There are lots of challenges that come with growing in small urban gardens; no soil, or poor soil, lack of sunlight, lots of shade from surrounding buildings, urban pests (I include cats in this category!), and obviously a major lack of space!

So here are my 5 top tips for growing in a small urban space:

1. Grow up!


The great thing about urban gardens is that we often have lots of walls or fences which present the perfect opportunity for vertical growing. Whether it’s strawberries or herbs in containers fixed to the wall or climbers like beans and beans making there way up the fence, it’s a great and fun way to start maximising your growing space.

2. Grow exciting things that you can’t find in the supermarket.

Now personally I don’t use my small garden to  grow onions or potatoes – they take up way too much space and are cheap to buy everywhere! I prefer to grow things that are expensive to buy in the supermarket and just a little more exciting than your ordinary veg – for example this year I will be growing yellow pear and wild thai tomatoes, black mangetout and tromba squash (yes it’s shaped like a trombone – almost!)

3. No soil? Grow in containers.


You may find, as I did, that your small urban growing space is just a slab of concrete or gravel and that you have no soil. This means it’s time to get container growing, and a container really can be anything from an old bath tub to a pair of tights! (seriously – good for strawberries!) Some things work better than others but it’s fun to experiment – just remember it’s important to make drainage holes and you will need to keep on top of watering in the summer.
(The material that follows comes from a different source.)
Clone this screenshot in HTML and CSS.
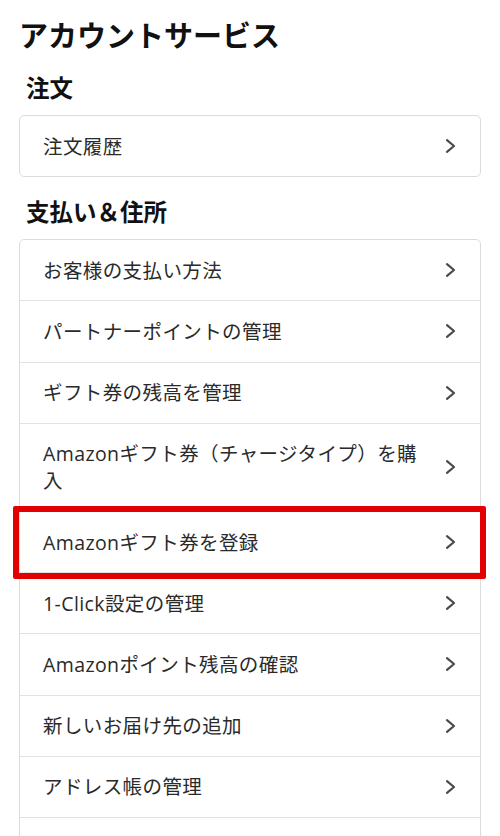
FILE: index.html
```html
<!DOCTYPE html>
<html lang="ja">
<head>
<meta charset="utf-8">
<title>アカウントサービス</title>
<link rel="stylesheet" href="styles.css">
</head>
<body>
<main class="page">
  <h1 class="title">アカウントサービス</h1>

  <h2 class="section-title">注文</h2>
  <ul class="card">
    <li class="row"><span class="label">注文履歴</span><svg class="chev" viewBox="0 0 11 16"><path d="M2 2.2 L9 8 L2 13.8"/></svg></li>
  </ul>

  <h2 class="section-title">支払い＆住所</h2>
  <ul class="card">
    <li class="row"><span class="label">お客様の支払い方法</span><svg class="chev" viewBox="0 0 11 16"><path d="M2 2.2 L9 8 L2 13.8"/></svg></li>
    <li class="row"><span class="label">パートナーポイントの管理</span><svg class="chev" viewBox="0 0 11 16"><path d="M2 2.2 L9 8 L2 13.8"/></svg></li>
    <li class="row"><span class="label">ギフト券の残高を管理</span><svg class="chev" viewBox="0 0 11 16"><path d="M2 2.2 L9 8 L2 13.8"/></svg></li>
    <li class="row"><span class="label">Amazonギフト券（チャージタイプ）を購入</span><svg class="chev" viewBox="0 0 11 16"><path d="M2 2.2 L9 8 L2 13.8"/></svg></li>
    <li class="row highlighted"><span class="label">Amazonギフト券を登録</span><svg class="chev" viewBox="0 0 11 16"><path d="M2 2.2 L9 8 L2 13.8"/></svg></li>
    <li class="row"><span class="label">1-Click設定の管理</span><svg class="chev" viewBox="0 0 11 16"><path d="M2 2.2 L9 8 L2 13.8"/></svg></li>
    <li class="row"><span class="label">Amazonポイント残高の確認</span><svg class="chev" viewBox="0 0 11 16"><path d="M2 2.2 L9 8 L2 13.8"/></svg></li>
    <li class="row"><span class="label">新しいお届け先の追加</span><svg class="chev" viewBox="0 0 11 16"><path d="M2 2.2 L9 8 L2 13.8"/></svg></li>
    <li class="row"><span class="label">アドレス帳の管理</span><svg class="chev" viewBox="0 0 11 16"><path d="M2 2.2 L9 8 L2 13.8"/></svg></li>
    <li class="row"><span class="label">&nbsp;</span></li>
  </ul>
</main>
</body>
</html>
```

FILE: styles.css
```css
html, body {
  margin: 0;
  padding: 0;
  background: #ffffff;
}

body {
  font-family: "Noto Sans CJK JP", "Noto Sans", sans-serif;
  color: #222;
  overflow: hidden;
}

.page {
  padding: 15px 19px 0 19px;
}

.title {
  margin: 0;
  font-size: 29px;
  line-height: 38px;
  font-weight: 700;
  color: #111;
}

.section-title {
  margin: 18px 0 12px 7px;
  font-size: 23.5px;
  line-height: 32px;
  font-weight: 700;
  color: #111;
}

.card {
  list-style: none;
  margin: 0;
  padding: 0;
  border: 1px solid #dcdcdc;
  border-radius: 5px;
  background: #fff;
}

.row {
  position: relative;
  display: flex;
  align-items: center;
  gap: 20px;
  padding: 16.6px 24px 16.6px 23px;
  font-family: "Open Sans", "Noto Sans CJK JP", sans-serif;
  font-size: 19.5px;
  line-height: 27px;
  letter-spacing: 0.4px;
  color: #2a2a2a;
}

.row + .row {
  border-top: 1px solid #e2e2e2;
}

.label {
  flex: 1;
  min-width: 0;
}

.chev {
  flex: none;
  width: 11px;
  height: 16px;
}

.chev path {
  fill: none;
  stroke: #4a4a4a;
  stroke-width: 2.2;
  stroke-linecap: round;
  stroke-linejoin: round;
}

.highlighted::after {
  content: "";
  position: absolute;
  top: -6px;
  left: -7px;
  right: -6px;
  bottom: -7px;
  border: 6.5px solid #e30000;
  border-radius: 2px;
  pointer-events: none;
}
```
4. No sun? Grow shade loving leafy greens and edible flowers.

This is another common problem but can be turned into an opportunity to grow fancy and tasty salad leaves like rocket and mizuna that don’t like too much direct sunlight.  You might be surprised to find out that lots of shade loving plants produce edible flowers too and they will certainly brighten up your garden and salads. Check out Plants for a future for lists of shade tolerant plants and flowers.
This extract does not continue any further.